Orin S. Kerr, associate professor of law at The George Washington University Law School[106] and a leading scholar in the subjects of computer crime law and internet surveillance,[107] points to an analogy between the NSA intercepts and searches allowed by the Fourth Amendment under the border search exception.

The border search exception permits searches at the border of the United States “or its functional equivalent.” (United States v. Montoya De Hernandez, 473 U.S. 531, 538 (1985)). The idea here is that the United States as a sovereign nation has a right to inspect stuff entering or exiting the country as a way of protecting its sovereign interests, and that the Fourth Amendment permits such searches. Courts have applied the border search exception in cases of PCs and computer hard drives; if you bring a computer into or out of the United States, the government can search your computer for contraband or other prohibited items at the airport or wherever you are entering or leaving the country. See, e.g., United States v. Ickes, 393 F.3d 501 (4th Cir. 2005) (Wilkinson, J.)…At the same time, I don’t know of a rationale in the case law for treating data differently than physical storage devices. The case law on the border search exception is phrased in pretty broad language, so it seems at least plausible that a border search exception could apply to monitoring at an ISP or telephone provider as the “functional equivalent of the border,” much like airports are the functional equivalent of the border in the case of international airline travel…the most persuasive case on point: United States v. Ramsey, [held] that the border search exception applies to all international postal mail, permitting all international postal mail to be searched.

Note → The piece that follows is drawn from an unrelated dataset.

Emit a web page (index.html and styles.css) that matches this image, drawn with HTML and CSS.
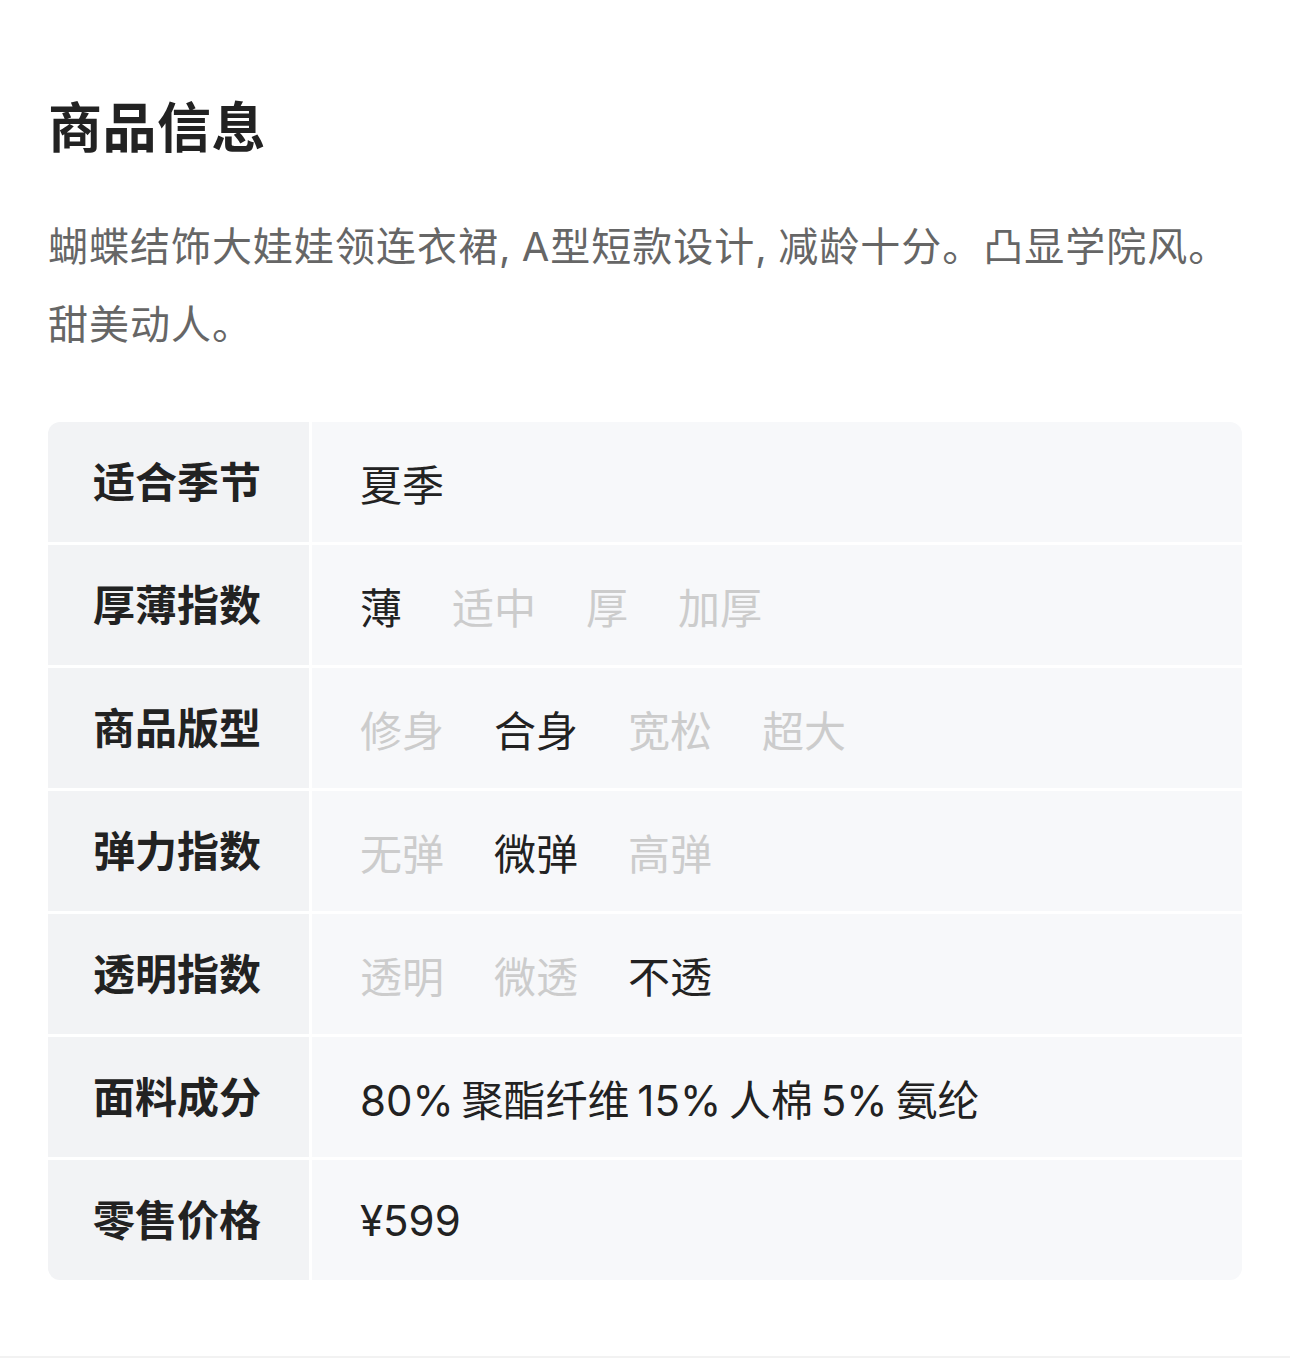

Evidence gathered without warrant may raise significant Fourth Amendment issues which could preclude its use in a criminal trial. As a general rule of law, evidence obtained improperly without lawful authority, may not be used in a criminal prosecution.[citation needed] The U.S. Supreme Court has never addressed the constitutionality of warrantless searches (which has been broadly defined by the court to include surveillance) targeting foreign powers or their agents, the admissibility of such evidence in a criminal trial nor whether it is permissible to obtain or use evidence gathered without warrant against US persons acting as agents of a foreign power.[citation needed]

The National Security Act of 1947[108] requires Presidential findings for covert acts. SEC. 503. [50 U.S.C. 413b] (a) (5) of that act states: “A finding may not authorize any action that would violate the Constitution or any statute of the United States.”

On August 17, 2006, Judge Anna Diggs Taylor of the United States District Court for the Eastern District of Michigan ruled in ACLU v. NSA that the Terrorist Surveillance Program was unconstitutional under the Fourth and First Amendments and enjoined the NSA from using the program to conduct electronic surveillance “in contravention of [FISA or Title III]”.[36] In her ruling,[109] she wrote:

The President of the United States, a creature of the same Constitution which gave us these Amendments, has indisputably violated the Fourth in failing to procure judicial orders as required by FISA, and accordingly has violated the First Amendment Rights of these Plaintiffs as well.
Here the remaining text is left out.